Promote messages at your safety meetings that are simple and relevant. Stick with two or three key items so you don’t put your employees on information overload. Employees are more likely to use safety goggles if they understand how critical eye protection is, instead of listening to their boss reading aloud from a safety manual. Your objective is to reduce injuries by nudging everyone to follow the same safety techniques when they return to their workstations. Draw your audience members into your presentation by asking someone to help you show the safety do’s and don’ts. Revisit those same topics in later meetings to make certain everyone continues to comply.


Some industries – especially the construction sector -- use quick sessions called "tailgate" or "toolbox" meetings. These programs are typically 10- to 15-minute meetings that are held at the beginning of a shift or after a break. Many production supervisors use tailgate/toolbox sessions once a week. Some non-manufacturing organizations use monthly or quarterly presentations and cover more generic items such as preventing the spread of influenza or administering CPR. Regardless of your format, remind attendees of your next meeting one or two days in advance. Always start and wrap up on time. Stay on track by following an agenda.
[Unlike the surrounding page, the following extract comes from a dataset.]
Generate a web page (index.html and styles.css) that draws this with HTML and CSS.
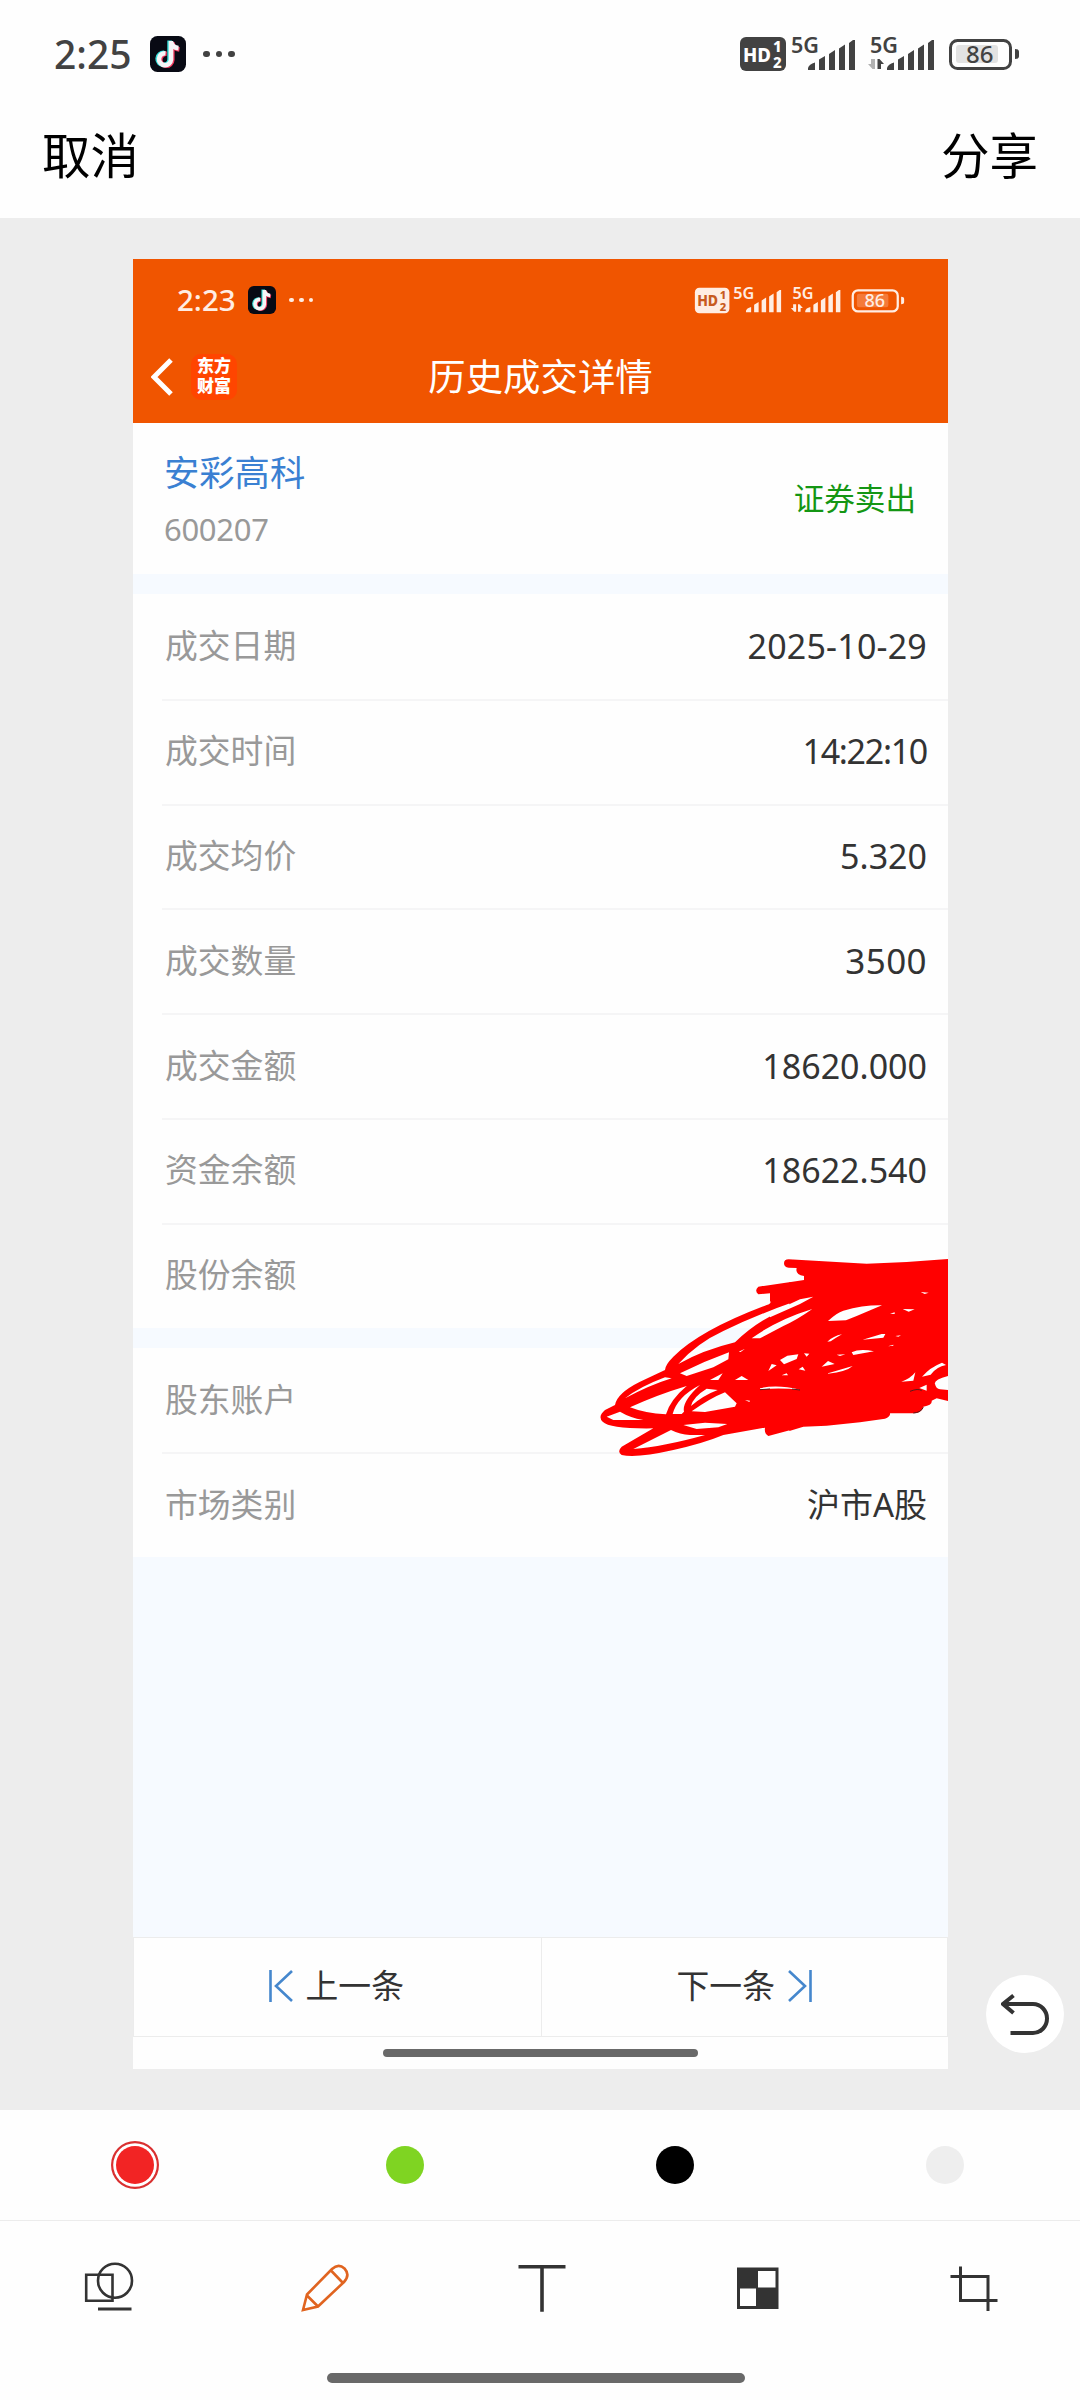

Follow some standard administrative steps with each safety meeting. Record minutes of each discussion and distribute at your next meeting. Save time by asking employees to read the minutes on their own instead of during the meeting. Offer updates on incidents or injuries, but respect employees’ privacy when you share these details. Keep your audiences small, even if you have to break your presentation into several groups. This ensures that everyone can see and hear you, plus smaller groups encourage greater participation. Require everyone to sign in so you can track attendance.


As a facilitator, you wear several hats. You’re the star attraction. You can be an effective presenter even if public speaking is not your strong suit. Arm yourself with information and sincerity so that your employees can see your knowledge and interest in safety. Ask your audience members to share their own experiences, especially mishaps that could have been prevented with safety measures. You also are expected to be a role model in your organization. Your credibility will be dashed if workers see you on the plant floor without your steel-toed boots or safety gloves. Always make sure you walk the talk with your staff.